I also switched to a better USB cable a long time ago when I first starting having these problems. This one even has a ferrite core to help suppress EMF.

There should not be any nicked/bent/crushed wires, but I suppose I can double check. I will see if I can move the USB cable farther away from the other cables.

@donkjr 1) perhaps it was not clear in my photo, but the 24v and 48v power supplies use a single power cord wired in parallel, so they already have their grounds tied together.

  1. it sounds like you’re saying there is a separate “safety” ground on the PS? I’ll look for it.

  2. Is this to put the PS magnetic fields at 90 degree angles to each other?

  3. Yes, I do have pretty much ALL of the wiring going through the drag chain.

Is the reason for mounting the spindle driver on the gantry so that the raw/constant 48v power instead of PWM is running next to the signal cables? That seems like good idea (a forehead slapper, actually, now that I think about it).

Also, as I mentioned above, the external unit for my house’s heat pump system is almost exactly on just the other side of the wall where the electronics are mounted. I guess it turning on and off could be a huge source of EMF spikes. Do you think that could be the culprit?

@SirGeekALot

  1. The power cord safety ground is not the ground I am talking about. Although continuity-wise they may be connected they also may create a long return path for high currents. I am literally suggesting connecting a single wire between both ground lugs irrespective of how the safety ground and AC is connected.
    This sounds nuts as a meter will tell you they are connected. This kind of problem is not a static one its all about insuring high speed currents flowing in inductors are following a short and predictable path from source to destination and back leaving as small a transient voltage drop as possible.

  2. I am trying to get all the source supply grounds to exactly the same point (transient potential) and not let those currents flow through other paths.

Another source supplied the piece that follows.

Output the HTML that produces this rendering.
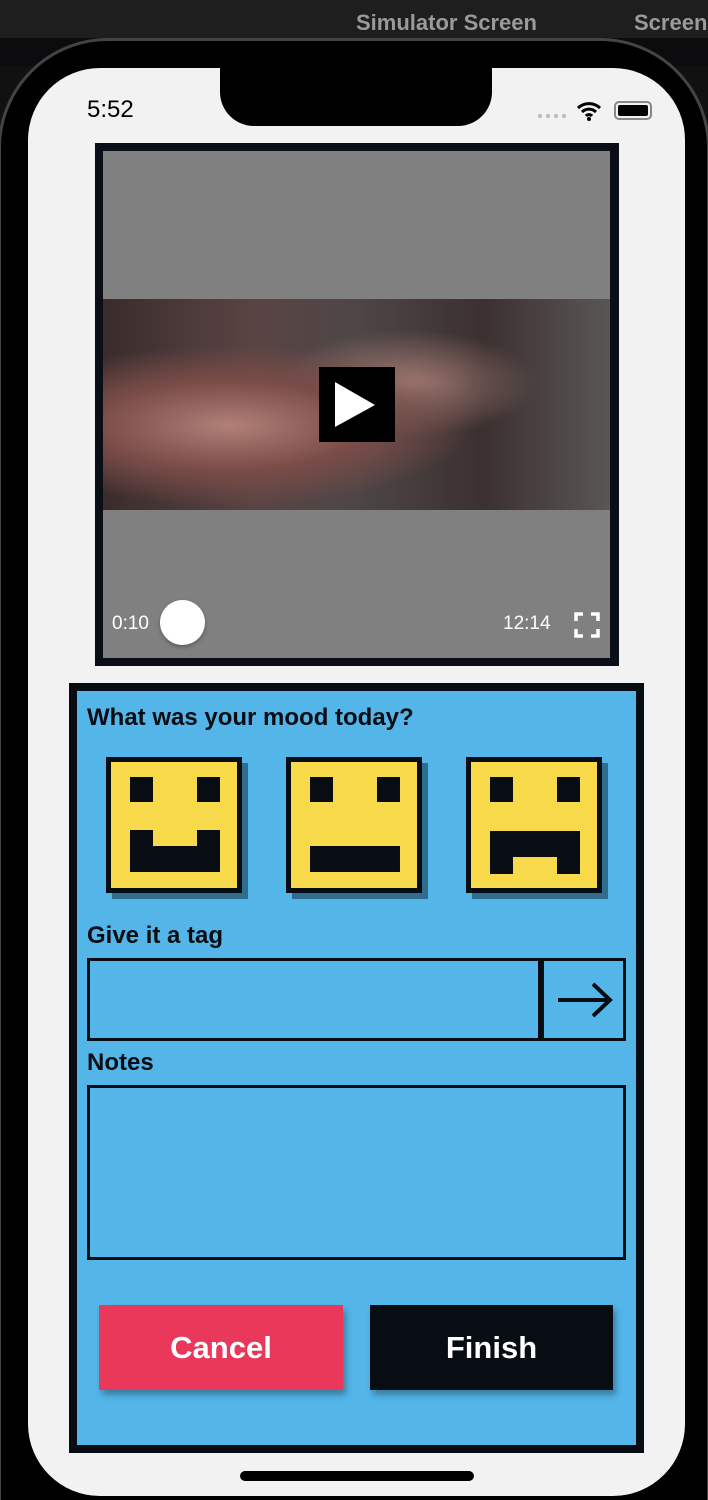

You want to make sure 24v and 48 v current flows directly back to there sources (power supply) and are no way shifting each others ground. If they are connected to the same physical point their grounds have to be the same potential.

  3. This is trying to get the high spindle motor currents away from the other wiring by running it down the other side. If you move the spindle driver to the gantry you don’t need to do this.

Why put the driver on the gantry? The spindle draws significant current on start up and during load transitions and can be the source of conducted and radiated noise. These transitions have very fast slew rates driving a lot of motor inductance. The long wire going through the drag chain is a good antenna and can easily shift grounds. On the other hand if the 48v supply has good ac response you should see few transitions in the motor driver supply leads. Having the wire from the driver to the motor short as possible is good hygiene from a multitude of perspectives.

I doubt your pump is causing EMF problems but it could be injecting noise into the AC that is making it back through the 24V supply. We should look at this as a last resort.

My bet is that your wiring is to long and you have radiated and conductive noise from the grounding design and wire routing.

I still do not understand what the LED on the Tiny G are telling us when it fails. What lights are lit what color?

@donkjr it would be pretty easy for me to relocate the spindle driver by attaching it to the plate on top of the z axis extrusion (see photo). Acceptable, or too close to the spindle and/or stepper motor?

Relocated spindle speed controller to gantry. Running a test now (the job I’ve been trying to finish).

Here is what the TinyG lights look like while it is running ok (so far).

@SirGeekALot I think you would be ok with that gantry location noisy motors next to noisy motors are usually ok.

@SirGeekALot Does this mean its working now???
If it fails again please note what the CP serial console reports. There should be a status line that has an error code. Perhaps a photo.